▶ _Short task_
Write each line out again exactly as written.

▶ _Supplied material_
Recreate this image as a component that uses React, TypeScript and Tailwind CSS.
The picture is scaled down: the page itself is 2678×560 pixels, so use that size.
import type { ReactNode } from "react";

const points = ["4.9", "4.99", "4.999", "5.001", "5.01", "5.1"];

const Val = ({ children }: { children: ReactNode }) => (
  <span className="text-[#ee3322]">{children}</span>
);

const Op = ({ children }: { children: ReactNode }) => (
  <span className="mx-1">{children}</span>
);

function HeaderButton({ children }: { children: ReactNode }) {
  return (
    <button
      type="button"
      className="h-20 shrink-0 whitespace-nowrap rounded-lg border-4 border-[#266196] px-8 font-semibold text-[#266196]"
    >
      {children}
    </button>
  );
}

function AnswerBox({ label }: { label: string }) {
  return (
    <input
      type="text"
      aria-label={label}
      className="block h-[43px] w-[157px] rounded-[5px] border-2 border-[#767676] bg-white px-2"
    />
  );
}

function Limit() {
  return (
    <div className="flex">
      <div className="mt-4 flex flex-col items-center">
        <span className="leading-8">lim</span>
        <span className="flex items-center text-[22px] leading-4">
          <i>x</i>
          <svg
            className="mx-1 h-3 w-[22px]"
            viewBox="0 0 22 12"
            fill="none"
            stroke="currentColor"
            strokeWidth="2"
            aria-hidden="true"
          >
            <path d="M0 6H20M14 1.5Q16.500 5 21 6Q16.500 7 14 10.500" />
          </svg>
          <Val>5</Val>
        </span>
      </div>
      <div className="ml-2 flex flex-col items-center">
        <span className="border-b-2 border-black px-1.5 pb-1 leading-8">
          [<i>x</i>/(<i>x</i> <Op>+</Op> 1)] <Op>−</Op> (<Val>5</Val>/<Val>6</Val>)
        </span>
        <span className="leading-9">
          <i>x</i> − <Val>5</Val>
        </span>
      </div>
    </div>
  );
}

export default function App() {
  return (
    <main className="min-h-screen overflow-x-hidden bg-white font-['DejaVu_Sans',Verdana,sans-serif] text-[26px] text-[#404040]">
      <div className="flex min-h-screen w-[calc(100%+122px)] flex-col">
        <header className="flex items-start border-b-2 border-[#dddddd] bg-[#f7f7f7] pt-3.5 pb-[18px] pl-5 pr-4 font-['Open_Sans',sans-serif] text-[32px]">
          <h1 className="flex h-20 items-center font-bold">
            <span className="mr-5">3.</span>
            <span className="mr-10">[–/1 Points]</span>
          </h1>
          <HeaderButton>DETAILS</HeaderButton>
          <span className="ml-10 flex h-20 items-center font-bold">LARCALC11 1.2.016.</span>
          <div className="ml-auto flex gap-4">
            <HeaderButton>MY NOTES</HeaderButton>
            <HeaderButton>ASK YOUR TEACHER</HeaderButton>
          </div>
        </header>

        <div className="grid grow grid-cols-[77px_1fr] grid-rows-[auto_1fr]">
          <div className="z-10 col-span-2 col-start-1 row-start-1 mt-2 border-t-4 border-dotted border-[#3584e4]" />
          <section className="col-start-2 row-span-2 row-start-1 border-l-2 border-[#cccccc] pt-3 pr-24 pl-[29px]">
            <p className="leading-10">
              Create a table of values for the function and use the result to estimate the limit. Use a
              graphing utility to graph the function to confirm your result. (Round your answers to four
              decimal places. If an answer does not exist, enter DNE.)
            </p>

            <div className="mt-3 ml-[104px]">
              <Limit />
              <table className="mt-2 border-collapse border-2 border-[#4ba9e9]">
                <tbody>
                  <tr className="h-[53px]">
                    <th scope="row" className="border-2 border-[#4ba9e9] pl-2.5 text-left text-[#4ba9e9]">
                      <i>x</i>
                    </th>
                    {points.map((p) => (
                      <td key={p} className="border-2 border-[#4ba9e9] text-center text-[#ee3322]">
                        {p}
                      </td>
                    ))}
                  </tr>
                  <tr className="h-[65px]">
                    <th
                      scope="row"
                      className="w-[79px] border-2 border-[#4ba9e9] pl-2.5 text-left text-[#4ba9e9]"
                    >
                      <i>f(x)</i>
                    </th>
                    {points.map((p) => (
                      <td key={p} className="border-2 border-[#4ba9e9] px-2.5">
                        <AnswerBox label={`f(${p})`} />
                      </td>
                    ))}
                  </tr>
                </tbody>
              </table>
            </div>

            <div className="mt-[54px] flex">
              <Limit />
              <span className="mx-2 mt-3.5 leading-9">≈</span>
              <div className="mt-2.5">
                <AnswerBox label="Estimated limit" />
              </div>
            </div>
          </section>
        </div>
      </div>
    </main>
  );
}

▶ _Output_
Recreate this image as a component that uses React, TypeScript and Tailwind CSS.
The picture is scaled down: the page itself is 2678×560 pixels, so use that size.
import type { ReactNode } from "react";

const points = ["4.9", "4.99", "4.999", "5.001", "5.01", "5.1"];

const Val = ({ children }: { children: ReactNode }) => (
  <span className="text-[#ee3322]">{children}</span>
);

const Op = ({ children }: { children: ReactNode }) => (
  <span className="mx-1">{children}</span>
);

function HeaderButton({ children }: { children: ReactNode }) {
  return (
    <button
      type="button"
      className="h-20 shrink-0 whitespace-nowrap rounded-lg border-4 border-[#266196] px-8 font-semibold text-[#266196]"
    >
      {children}
    </button>
  );
}

function AnswerBox({ label }: { label: string }) {
  return (
    <input
      type="text"
      aria-label={label}
      className="block h-[43px] w-[157px] rounded-[5px] border-2 border-[#767676] bg-white px-2"
    />
  );
}

function Limit() {
  return (
    <div className="flex">
      <div className="mt-4 flex flex-col items-center">
        <span className="leading-8">lim</span>
        <span className="flex items-center text-[22px] leading-4">
          <i>x</i>
          <svg
            className="mx-1 h-3 w-[22px]"
            viewBox="0 0 22 12"
            fill="none"
            stroke="currentColor"
            strokeWidth="2"
            aria-hidden="true"
          >
            <path d="M0 6H20M14 1.5Q16.500 5 21 6Q16.500 7 14 10.500" />
          </svg>
          <Val>5</Val>
        </span>
      </div>
      <div className="ml-2 flex flex-col items-center">
        <span className="border-b-2 border-black px-1.5 pb-1 leading-8">
          [<i>x</i>/(<i>x</i> <Op>+</Op> 1)] <Op>−</Op> (<Val>5</Val>/<Val>6</Val>)
        </span>
        <span className="leading-9">
          <i>x</i> − <Val>5</Val>
        </span>
      </div>
    </div>
  );
}

export default function App() {
  return (
    <main className="min-h-screen overflow-x-hidden bg-white font-['DejaVu_Sans',Verdana,sans-serif] text-[26px] text-[#404040]">
      <div className="flex min-h-screen w-[calc(100%+122px)] flex-col">
        <header className="flex items-start border-b-2 border-[#dddddd] bg-[#f7f7f7] pt-3.5 pb-[18px] pl-5 pr-4 font-['Open_Sans',sans-serif] text-[32px]">
          <h1 className="flex h-20 items-center font-bold">
            <span className="mr-5">3.</span>
            <span className="mr-10">[–/1 Points]</span>
          </h1>
          <HeaderButton>DETAILS</HeaderButton>
          <span className="ml-10 flex h-20 items-center font-bold">LARCALC11 1.2.016.</span>
          <div className="ml-auto flex gap-4">
            <HeaderButton>MY NOTES</HeaderButton>
            <HeaderButton>ASK YOUR TEACHER</HeaderButton>
          </div>
        </header>

        <div className="grid grow grid-cols-[77px_1fr] grid-rows-[auto_1fr]">
          <div className="z-10 col-span-2 col-start-1 row-start-1 mt-2 border-t-4 border-dotted border-[#3584e4]" />
          <section className="col-start-2 row-span-2 row-start-1 border-l-2 border-[#cccccc] pt-3 pr-24 pl-[29px]">
            <p className="leading-10">
              Create a table of values for the function and use the result to estimate the limit. Use a
              graphing utility to graph the function to confirm your result. (Round your answers to four
              decimal places. If an answer does not exist, enter DNE.)
            </p>

            <div className="mt-3 ml-[104px]">
              <Limit />
              <table className="mt-2 border-collapse border-2 border-[#4ba9e9]">
                <tbody>
                  <tr className="h-[53px]">
                    <th scope="row" className="border-2 border-[#4ba9e9] pl-2.5 text-left text-[#4ba9e9]">
                      <i>x</i>
                    </th>
                    {points.map((p) => (
                      <td key={p} className="border-2 border-[#4ba9e9] text-center text-[#ee3322]">
                        {p}
                      </td>
                    ))}
                  </tr>
                  <tr className="h-[65px]">
                    <th
                      scope="row"
                      className="w-[79px] border-2 border-[#4ba9e9] pl-2.5 text-left text-[#4ba9e9]"
                    >
                      <i>f(x)</i>
                    </th>
                    {points.map((p) => (
                      <td key={p} className="border-2 border-[#4ba9e9] px-2.5">
                        <AnswerBox label={`f(${p})`} />
                      </td>
                    ))}
                  </tr>
                </tbody>
              </table>
            </div>

            <div className="mt-[54px] flex">
              <Limit />
              <span className="mx-2 mt-3.5 leading-9">≈</span>
              <div className="mt-2.5">
                <AnswerBox label="Estimated limit" />
              </div>
            </div>
          </section>
        </div>
      </div>
    </main>
  );
}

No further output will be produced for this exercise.